Is it not rather the case that many modern organs (aping in one way or another the great organs of the past) are built either: a), by people who voice well but see no particular point in copying old pipes; or b), by people who are obsessive about copying old pipes but don't really like the idea of 'voicing', which they consider to be a nineteenth century abberation?

The Edam organ indeed demolishes any idea of tonal maturation.

One glance at the exuberant case is enough to convince one that the craftsmen at work in the seventeenth century knew far more than we do today about the decorative arts. We can be certain, as a matter of principle, that they would have devoted as much time as they could to fine details of musical tone. They may have voiced by mouth in the church, rather than on a jack or machine in the factory, but what they lost in regular perfection they made up for in consideration of quality of tone, and blend. The experience of visiting, for example, Alkmaar is proof enough that some old builders were really excellent voicers who had a very high degree of control over their finished result.
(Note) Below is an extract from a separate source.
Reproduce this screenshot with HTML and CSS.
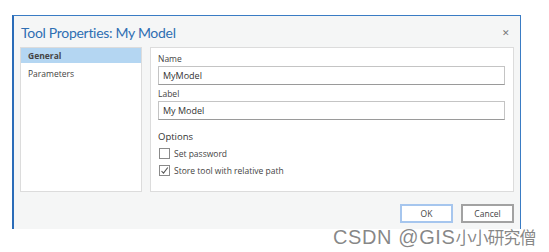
FILE: index.html
```html
<!DOCTYPE html>
<html lang="en">
<head>
    <meta charset="UTF-8">
    <title>Tool Properties: My Model</title>
    <link rel="stylesheet" href="styles.css">
</head>
<body>
    <div class="dialog">
        <div class="title-bar">
            <span class="title">Tool Properties: My Model</span>
            <span class="close">&#x2715;</span>
        </div>
        <div class="panels">
            <div class="nav">
                <div class="nav-item active">General</div>
                <div class="nav-item">Parameters</div>
            </div>
            <div class="content">
                <div class="field-label">Name</div>
                <div class="input focused">MyModel</div>
                <div class="field-label">Label</div>
                <div class="input">My Model</div>
                <div class="section">Options</div>
                <label class="check"><span class="box"></span>Set password</label>
                <label class="check"><span class="box checked">
                    <svg width="9" height="9" viewBox="0 0 9 9"><path d="M1.5 5 L3.5 7.2 L7.8 1.5" fill="none" stroke="#555" stroke-width="1.1"/></svg>
                </span>Store tool with relative path</label>
            </div>
        </div>
        <div class="buttons">
            <button class="btn default">OK</button>
            <button class="btn">Cancel</button>
        </div>
    </div>
    <div class="watermark">CSDN @GIS<span class="cjk">小小研究僧</span></div>
</body>
</html>
```

FILE: styles.css
```css
body {
    margin: 0;
    background: #fff;
    font-family: "Open Sans", "Noto Sans", sans-serif;
    color: #333;
    position: relative;
    height: 252px;
    overflow: hidden;
}
.dialog {
    margin: 15px 0 0 12px;
    width: 506px;
    height: 213px;
    background: #f5f6f6;
    border-top: 1px solid #3a7cc4;
    border-right: 1px solid #3a7cc4;
    border-left: 2px solid #2b6cb8;
    display: flex;
    flex-direction: column;
}
.title-bar {
    display: flex;
    justify-content: space-between;
    align-items: center;
    height: 31px;
    padding: 0 10px 0 7px;
}
.title {
    font-family: Lato, "Open Sans", sans-serif;
    font-size: 14px;
    letter-spacing: -0.3px;
    color: #2f6fb3;
    margin-top: 2px;
}
.close {
    font-size: 9px;
    color: #777;
    margin-top: 1px;
}
.panels {
    display: flex;
    gap: 8px;
    padding: 0 6px 0 6px;
    height: 145px;
}
.nav {
    width: 120px;
    background: #fff;
    border: 1px solid #dcdcdc;
    font-size: 8.5px;
}
.nav-item {
    height: 15px;
    line-height: 15px;
    padding-left: 7px;
    margin-bottom: 3px;
    color: #444;
}
.nav-item.active {
    background: #b4d6f2;
    font-weight: 700;
}
.content {
    flex: 1;
    background: #fff;
    border: 1px solid #dcdcdc;
    padding: 4px 8px 0 7px;
    font-size: 8.5px;
}
.field-label {
    height: 14px;
    line-height: 14px;
    color: #444;
}
.input {
    height: 17px;
    line-height: 17px;
    border: 1px solid #c4c4c4;
    border-bottom-color: #9a9a9a;
    padding-left: 4px;
    font-size: 9px;
    color: #333;
    margin-bottom: 2px;
}
.section {
    margin-top: 9px;
    height: 16px;
    line-height: 16px;
    font-size: 9.5px;
    color: #333;
}
.check {
    display: flex;
    align-items: center;
    gap: 4px;
    height: 17px;
    color: #444;
}
.box {
    width: 9px;
    height: 9px;
    border: 1px solid #8a8a8a;
    background: #fff;
    margin-left: 1px;
    display: flex;
    align-items: center;
    justify-content: center;
}
.buttons {
    display: flex;
    justify-content: flex-end;
    gap: 8px;
    padding: 12px 6px 0 0;
}
.btn {
    width: 53px;
    height: 19px;
    background: #fff;
    border: 2px solid #a2a2a2;
    font-family: inherit;
    font-size: 8.5px;
    color: #444;
    padding: 0;
}
.btn.default {
    border-color: #a6c6ee;
}
.watermark {
    position: absolute;
    left: 333px;
    top: 224px;
    font-family: "Liberation Sans", Arial, sans-serif;
    font-size: 20px;
    letter-spacing: 0.6px;
    color: rgba(95, 95, 95, 0.75);
}
.cjk {
    font-family: "Noto Sans CJK SC", sans-serif;
    font-size: 17px;
    letter-spacing: -1px;
}
```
They did not rely exclusively on good pipes knocked quickly onto speech and dumped in the organ. They used their ears and skill, and were committed throughout to an exceptionally high standard of artistic excellence.

A second glance at the detail of Smith's pipes simply adds to the conviction that he meant them to sound more or less as they do now. Construction, scale and voicing all help. In addition the metal used by Smith is so coarse, and scraped with such blunt tools, that the pipe is in effect ready-nicked in every pore. The redcution of attack to a reasonable minimum relies here not on nicking, but on quick speech, the absence of ears, a counter-beveled languid, coarse metal, and a very fine balancing act between pressure, tip size, flue width and cut-up.

I came away from Edam with the feeling that the organ still speaks in part with Smit's voice. This is of course a romantic notion, and not one that can really be of much use to anyone - except in that the Edam organ sounds very beautiful and we probably have something to learn from that. However, if the organ building world can gradually be made to realise that good musical instruments really do have to sound perfectly lovely on day one, and that no amount of leaving them in the dark with the lights out will ever improve the tone, then that will be a good thing.